→ **COLLECTED MATERIAL**:
-- START --

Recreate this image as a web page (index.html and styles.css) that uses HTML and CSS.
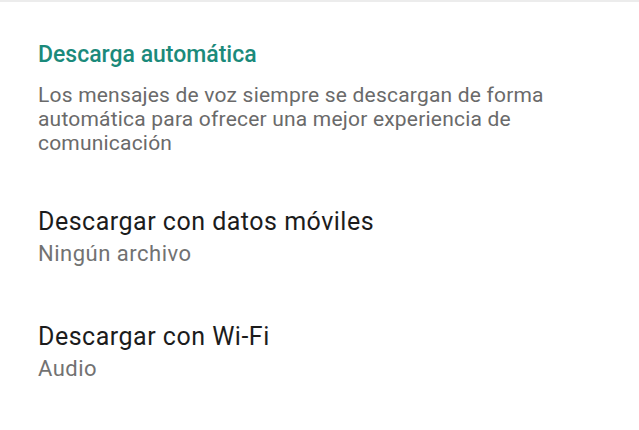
FILE: index.html
```html
<!DOCTYPE html>
<html lang="es">
<head>
<meta charset="utf-8">
<link rel="stylesheet" href="styles.css">
</head>
<body>
<div class="page">
  <section class="section">
    <h2 class="section-title">Descarga automática</h2>
    <p class="section-desc">Los mensajes de voz siempre se descargan de forma automática para ofrecer una mejor experiencia de comunicación</p>
  </section>
  <div class="item">
    <div class="item-title">Descargar con datos móviles</div>
    <div class="item-sub">Ningún archivo</div>
  </div>
  <div class="item">
    <div class="item-title">Descargar con Wi-Fi</div>
    <div class="item-sub">Audio</div>
  </div>
</div>
</body>
</html>
```

FILE: styles.css
```css
html, body {
  margin: 0;
  padding: 0;
  background: #ffffff;
}
body {
  font-family: Roboto, "Noto Sans", sans-serif;
  width: 639px;
  height: 430px;
  overflow: hidden;
}
.page {
  border-top: 2px solid #ececec;
  padding: 0 38px;
  display: flex;
  flex-direction: column;
}
.section {
  padding-top: 39px;
}
.section-title {
  margin: 0;
  font-size: 23px;
  font-weight: 500;
  color: #1b8a7b;
  line-height: 28px;
}
.section-desc {
  margin: 14px 0 0 0;
  font-size: 21px;
  letter-spacing: 0.2px;
  line-height: 24px;
  color: #6a6a6a;
  max-width: 540px;
}
.item {
  display: flex;
  flex-direction: column;
}
.section + .item {
  margin-top: 53px;
}
.item + .item {
  margin-top: 55px;
}
.item-title {
  font-size: 25px;
  letter-spacing: 0.5px;
  line-height: 28px;
  color: #1c1c1c;
}
.item-sub {
  margin-top: 4px;
  font-size: 22px;
  letter-spacing: 0.5px;
  line-height: 28px;
  color: #727272;
}
```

-- END --

→ **TASK TO COMPLETE**: Find each line that has the word "styles", then copy it out.

→ **THE RESULT**:
Recreate this image as a web page (index.html and styles.css) that uses HTML and CSS.
<link rel="stylesheet" href="styles.css">
FILE: styles.css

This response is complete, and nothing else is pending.